**Given data**.
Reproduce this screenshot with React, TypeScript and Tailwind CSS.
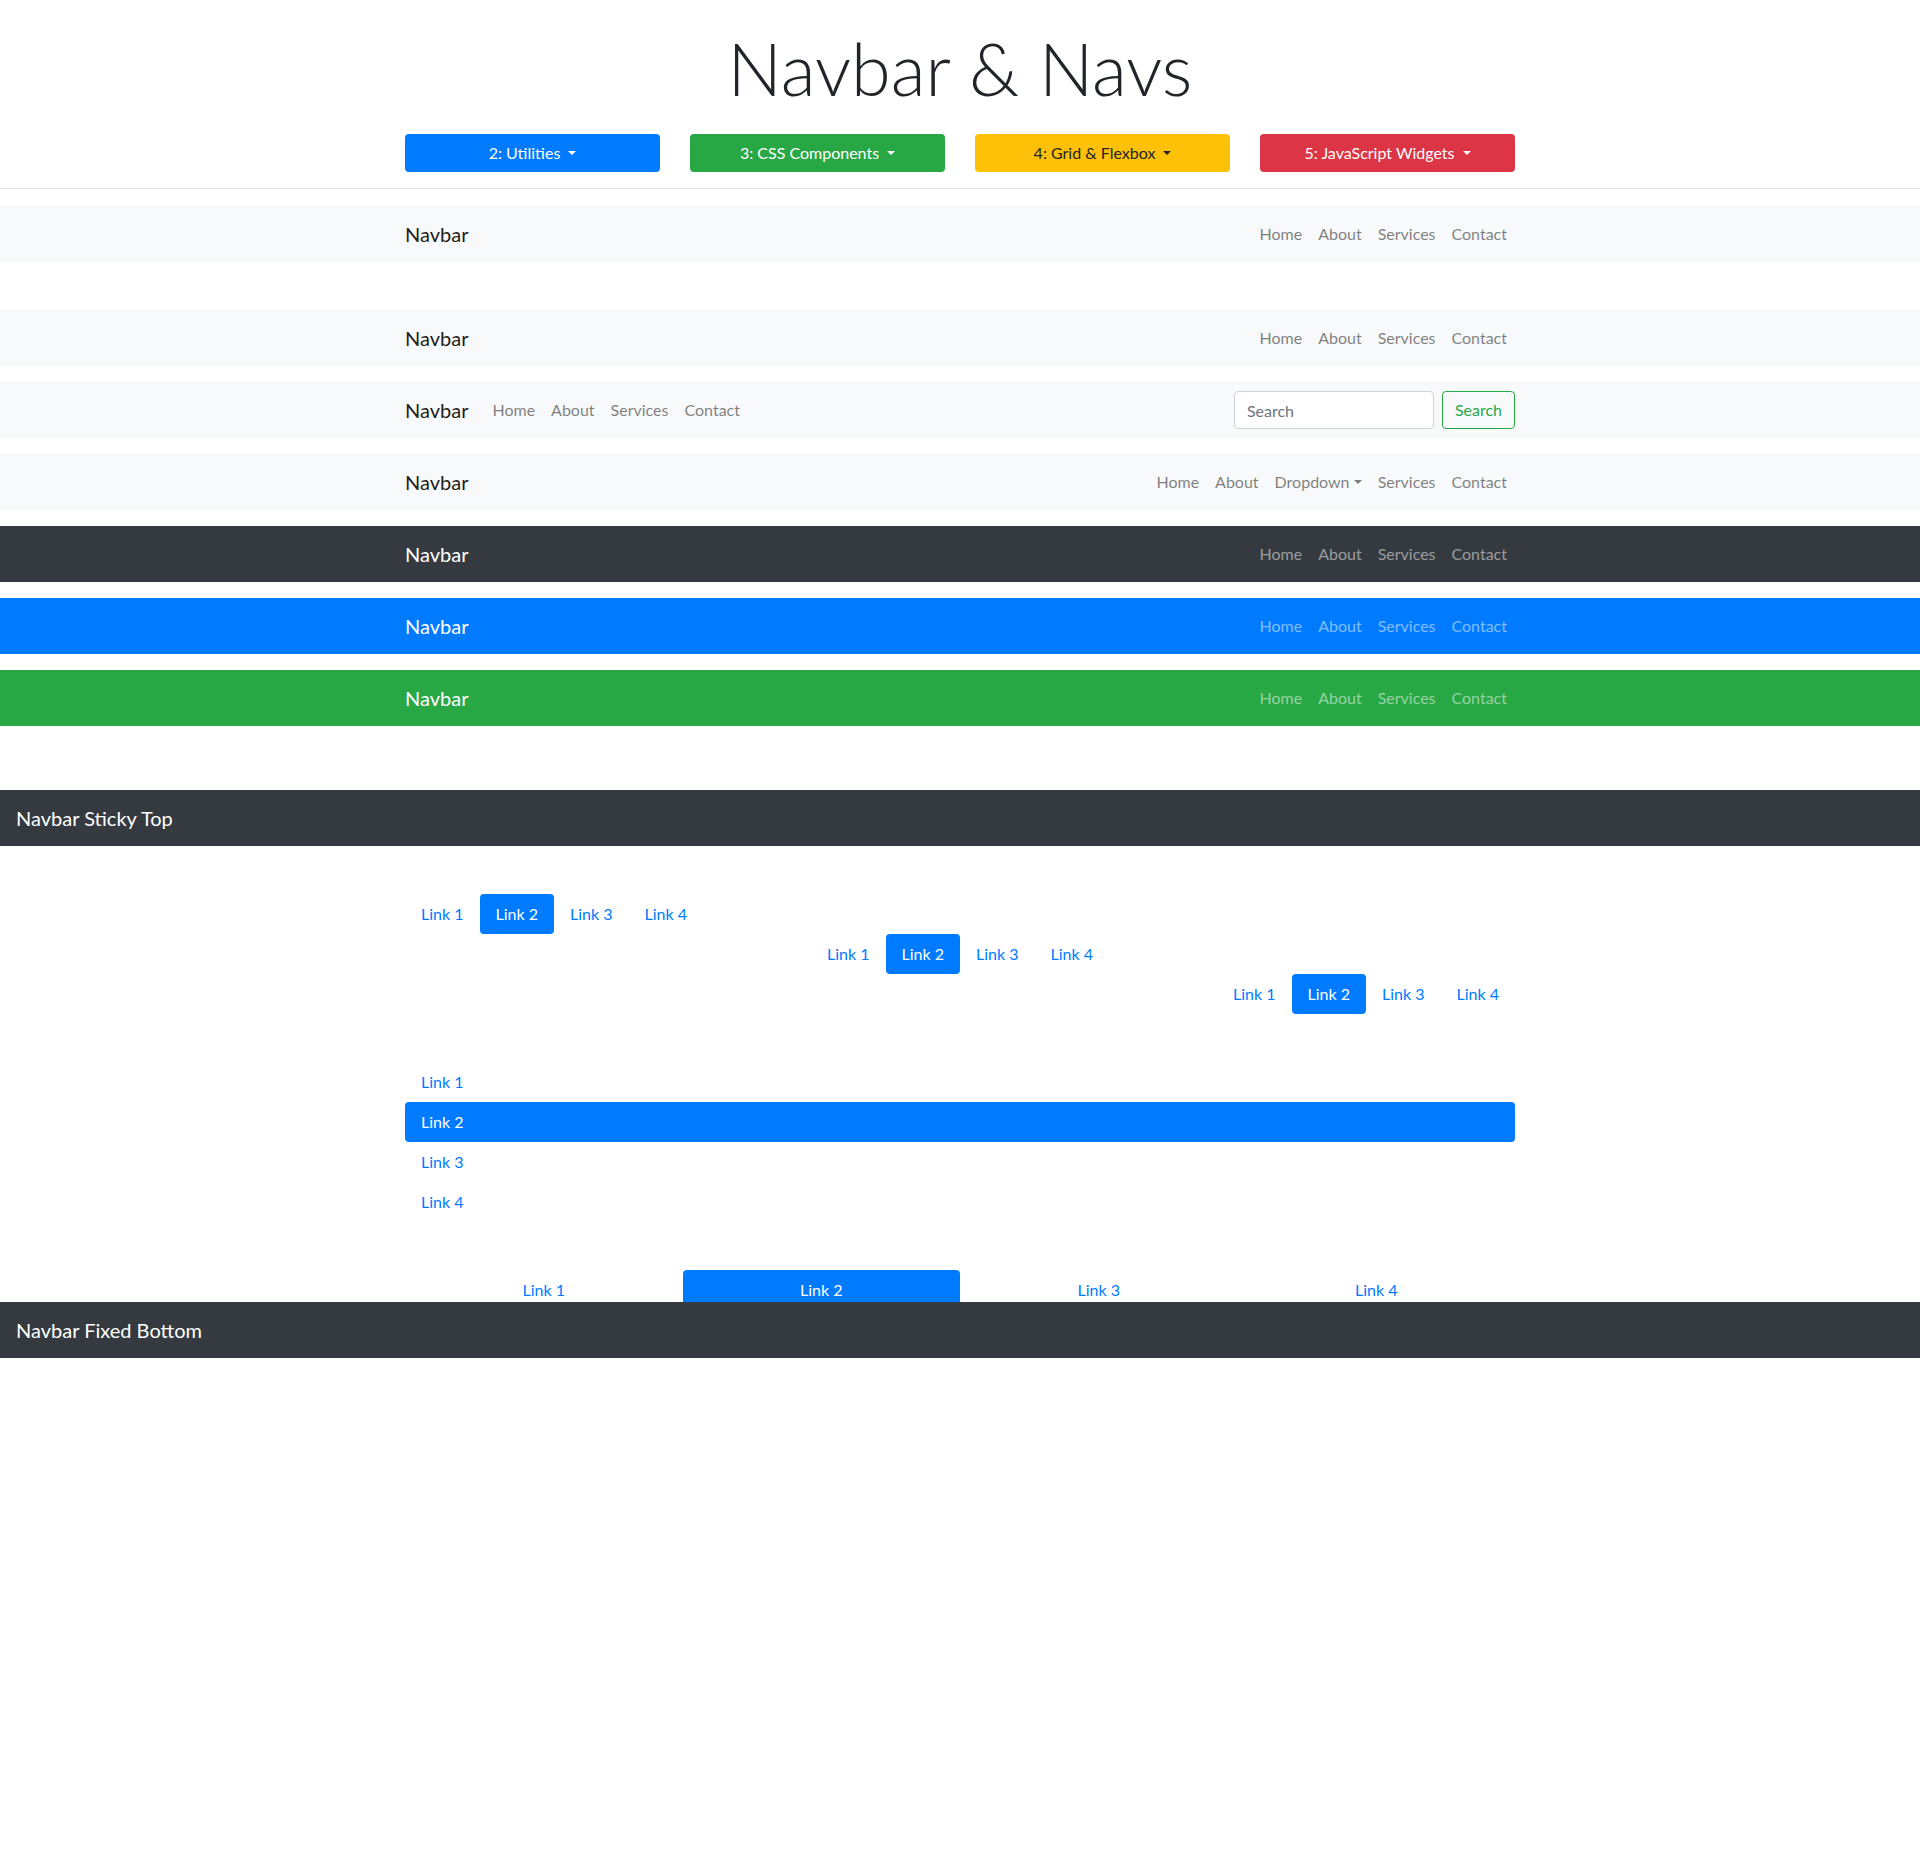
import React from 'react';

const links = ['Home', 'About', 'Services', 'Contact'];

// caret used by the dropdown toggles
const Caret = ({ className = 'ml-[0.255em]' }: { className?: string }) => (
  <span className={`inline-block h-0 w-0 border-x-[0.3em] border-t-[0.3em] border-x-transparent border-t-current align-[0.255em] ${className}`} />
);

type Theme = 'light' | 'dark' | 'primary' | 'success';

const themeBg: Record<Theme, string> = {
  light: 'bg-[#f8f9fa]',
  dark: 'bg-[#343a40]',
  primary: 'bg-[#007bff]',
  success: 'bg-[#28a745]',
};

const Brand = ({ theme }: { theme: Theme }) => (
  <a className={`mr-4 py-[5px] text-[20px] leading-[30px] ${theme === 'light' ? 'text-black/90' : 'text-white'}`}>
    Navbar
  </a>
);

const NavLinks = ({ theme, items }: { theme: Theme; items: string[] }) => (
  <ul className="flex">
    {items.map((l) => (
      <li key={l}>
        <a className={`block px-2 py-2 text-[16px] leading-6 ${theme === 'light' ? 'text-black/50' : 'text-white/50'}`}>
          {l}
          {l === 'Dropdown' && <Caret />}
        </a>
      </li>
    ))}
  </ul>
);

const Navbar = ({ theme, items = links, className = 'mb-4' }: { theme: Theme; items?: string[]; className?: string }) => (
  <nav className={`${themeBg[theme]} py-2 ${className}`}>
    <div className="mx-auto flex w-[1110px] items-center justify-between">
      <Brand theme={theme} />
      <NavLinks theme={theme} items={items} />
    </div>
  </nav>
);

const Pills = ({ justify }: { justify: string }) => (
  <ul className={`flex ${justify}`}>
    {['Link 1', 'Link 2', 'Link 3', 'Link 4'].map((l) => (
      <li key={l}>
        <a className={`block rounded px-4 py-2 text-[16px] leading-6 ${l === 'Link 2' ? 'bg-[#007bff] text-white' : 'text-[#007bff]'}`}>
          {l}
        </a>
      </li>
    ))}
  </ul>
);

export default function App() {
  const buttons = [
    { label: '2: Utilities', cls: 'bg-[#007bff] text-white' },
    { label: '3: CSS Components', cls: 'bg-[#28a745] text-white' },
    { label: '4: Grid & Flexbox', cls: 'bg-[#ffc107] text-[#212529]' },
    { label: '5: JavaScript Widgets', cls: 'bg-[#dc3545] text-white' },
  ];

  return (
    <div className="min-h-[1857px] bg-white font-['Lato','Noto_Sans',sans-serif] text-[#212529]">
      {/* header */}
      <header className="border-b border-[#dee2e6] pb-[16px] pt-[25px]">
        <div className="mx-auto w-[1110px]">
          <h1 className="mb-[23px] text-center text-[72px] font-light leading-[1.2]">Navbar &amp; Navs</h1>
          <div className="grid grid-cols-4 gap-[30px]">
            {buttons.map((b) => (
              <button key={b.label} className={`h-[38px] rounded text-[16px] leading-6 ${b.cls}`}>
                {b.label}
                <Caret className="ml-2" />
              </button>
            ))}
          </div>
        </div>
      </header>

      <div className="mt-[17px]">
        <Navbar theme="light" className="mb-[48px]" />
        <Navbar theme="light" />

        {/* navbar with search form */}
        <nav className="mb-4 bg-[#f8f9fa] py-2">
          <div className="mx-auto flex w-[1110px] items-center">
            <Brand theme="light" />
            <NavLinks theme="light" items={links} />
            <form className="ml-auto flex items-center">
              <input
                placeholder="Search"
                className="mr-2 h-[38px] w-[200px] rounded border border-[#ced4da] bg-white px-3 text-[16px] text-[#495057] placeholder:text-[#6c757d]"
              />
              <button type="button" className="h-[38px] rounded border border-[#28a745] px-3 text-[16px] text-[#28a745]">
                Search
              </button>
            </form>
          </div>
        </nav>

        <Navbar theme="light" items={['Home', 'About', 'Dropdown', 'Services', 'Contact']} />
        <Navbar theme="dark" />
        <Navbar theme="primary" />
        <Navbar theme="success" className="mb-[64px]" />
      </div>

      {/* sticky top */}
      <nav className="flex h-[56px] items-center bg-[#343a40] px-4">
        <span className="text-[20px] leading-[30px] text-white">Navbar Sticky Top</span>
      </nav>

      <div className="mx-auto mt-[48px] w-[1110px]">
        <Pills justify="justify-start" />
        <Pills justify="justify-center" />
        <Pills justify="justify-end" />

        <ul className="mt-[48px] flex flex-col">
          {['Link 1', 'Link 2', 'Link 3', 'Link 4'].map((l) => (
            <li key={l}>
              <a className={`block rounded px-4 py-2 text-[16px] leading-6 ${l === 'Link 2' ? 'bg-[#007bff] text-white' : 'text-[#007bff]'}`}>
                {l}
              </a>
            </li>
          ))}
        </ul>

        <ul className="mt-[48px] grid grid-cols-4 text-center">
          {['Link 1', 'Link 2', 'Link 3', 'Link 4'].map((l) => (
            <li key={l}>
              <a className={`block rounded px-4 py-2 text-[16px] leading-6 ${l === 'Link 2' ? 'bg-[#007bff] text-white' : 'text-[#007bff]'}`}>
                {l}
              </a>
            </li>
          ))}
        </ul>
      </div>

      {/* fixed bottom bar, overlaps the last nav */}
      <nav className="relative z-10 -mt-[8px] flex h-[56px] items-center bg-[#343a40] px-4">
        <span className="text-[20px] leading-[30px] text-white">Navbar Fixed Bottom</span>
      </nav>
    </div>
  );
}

**Description of the task**.
Skip every picture and return the lines above from the top through the one that contains "type Theme = 'light'".

**The reply**.
Reproduce this screenshot with React, TypeScript and Tailwind CSS.
import React from 'react';

const links = ['Home', 'About', 'Services', 'Contact'];

// caret used by the dropdown toggles
const Caret = ({ className = 'ml-[0.255em]' }: { className?: string }) => (
  <span className={`inline-block h-0 w-0 border-x-[0.3em] border-t-[0.3em] border-x-transparent border-t-current align-[0.255em] ${className}`} />
);

type Theme = 'light' | 'dark' | 'primary' | 'success';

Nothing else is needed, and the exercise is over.